Advisors Have Fewer Reasons to Ignore Cryptocurrencies

Regulatory approvals, payment adoption, and asset flows are giving cryptocurrencies a new level of credibility.

(Chris Ratcliffe/Bloomberg)

(Chris Ratcliffe/Bloomberg)

The majority of private wealth managers don’t invest in anything other than stocks and bonds. Only 45% make allocations to alternative investments and few are investing in venture capital funds, works of art, fiat currencies, or the more obscure.

Historically, financial advisors haven’t seriously considered bitcoin and other cryptocurrencies as potential investments and that’s understandable. Created in 2009, bitcoin is the first cryptocurrency. Its history has been rife with debate over its legitimacy and value (cryptocurrencies have been stolen or lost and their prices have been volatile). It took the Internal Revenue Service five years to give guidance on them. There also wasn’t an easy way for advisors to buy, sell, and manage cryptocurrencies on behalf of clients.

But for advisors who believe alternative investments have a place in client portfolios, cryptocurrencies have recently gotten harder to ignore.

[Like this article? Subscribe to RIA Intel’s’ twice-weekly newsletter.]

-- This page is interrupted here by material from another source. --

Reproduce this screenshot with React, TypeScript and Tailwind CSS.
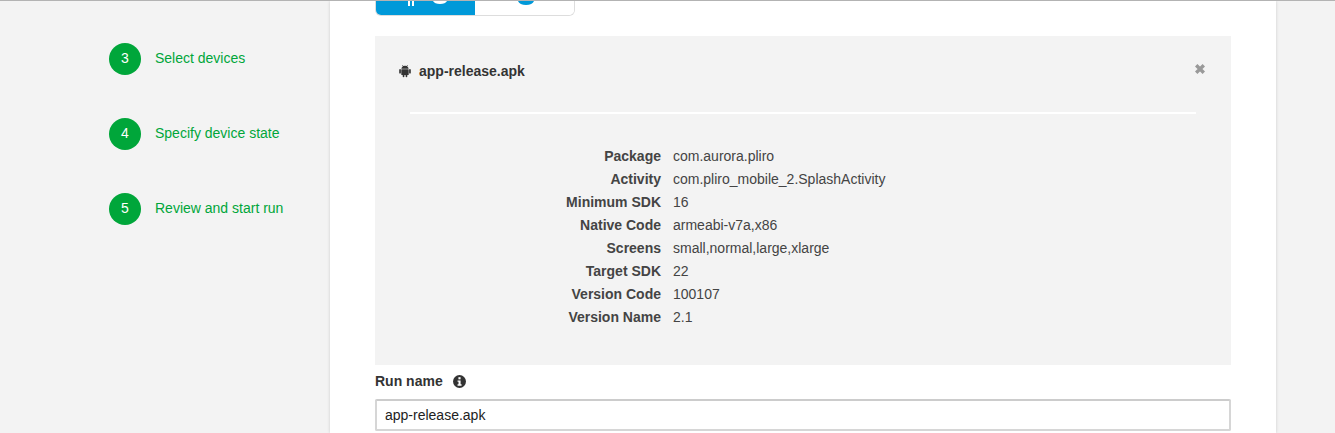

Last week, the Wyoming Division of Banking sent a “no-action” relief letter to Two Ocean Trust, allowing it to provide custodial services for digital assets to high-net-worth individuals, family offices, and RIAs — a landmark decision breaking arguably the biggest barrier between financial advisors and the new asset class. Just like thousands of investment advisors use Charles Schwab to trade and custody stocks, bonds, or other alternative investments, they can use Two Ocean Trust, a “qualified custodian,” to do the same for cryptocurrencies.

The Wyoming Division of Banking also granted Avanti Bank & Trust a bank charter last week. It will also be a qualified custodian of cryptocurrencies, offer prime services for digital assets, and more. “Avanti’s mission is to provide a compliant bridge between the traditional and digital asset financial systems, with the strictest level of institutional custody standards,” Avanti founder and CEO Caitlin Long said in a statement about the approval.

In 2019, Fidelity Investments received a license for bitcoin trading and custody in the state of New York. According to its website, Fidelity Digital Assets is the “first step towards a long-term vision to create a full-service enterprise-grade platform for storing, trading, and supporting eligible digital assets.”

Thousands of wealth managers already use more than one custodian and if they are willing to add one more, they could advise clients on cryptocurrencies and charge a fee based on the value of those assets under their management.

Clients might not be bringing up cryptocurrencies with their advisor, but that doesn’t betray an interest in the asset class. Investor appetite for cryptocurrencies is growing. Bitwise Asset Management, which builds cryptocurrency indexes and manages funds based on them to professional investors, said last week it topped $100 million in assets under management.

“2020 is the year crypto crossed the chasm for professional investors. PayPal’s decision to embrace crypto last week was groundbreaking. The challenges that historically kept professional investors on the sidelines — including regulatory concerns, custody, reputation, and understanding — are rapidly being swept aside,” Matt Hougan, chief investment officer at Bitwise, said in a statement about the milestone.

In October, PayPal said it would allow customers to hold bitcoin and other cryptocurrencies in its online wallet and shop using them at the 26 million merchants on its network. Cryptocurrencies have been a poor means of payment due to the costs and sparse number of merchants who would accept it, at least relative to fiat money or credit cards.

Regulators, investors and companies are embracing digital assets and more advisors might consider it now, too.

“The potential impact crypto can have on portfolios from a risk-adjusted basis, amid the current macro backdrop, is making it hard to ignore,” Hougan said.

To be sure, advisors not investing in cryptocurrencies aren’t necessarily naysayers. The time required of most advisors to learn about, analyze, and determine an investment thesis in a young asset class is considerable, especially since most allocations in portfolios are small.

Although, some are allocating much more. MicroStrategy, the Tysons Corner, Va. software firm that helps other companies analyze internal and external data, has been piling up cash and recently invested $250 million of it in bitcoin — half of its total assets. The Wall Street Journal columnist Jason Zwieg seemed perplexed by the move.

“So is this a publicly traded company or is it a hedge fund?” he remarked last week.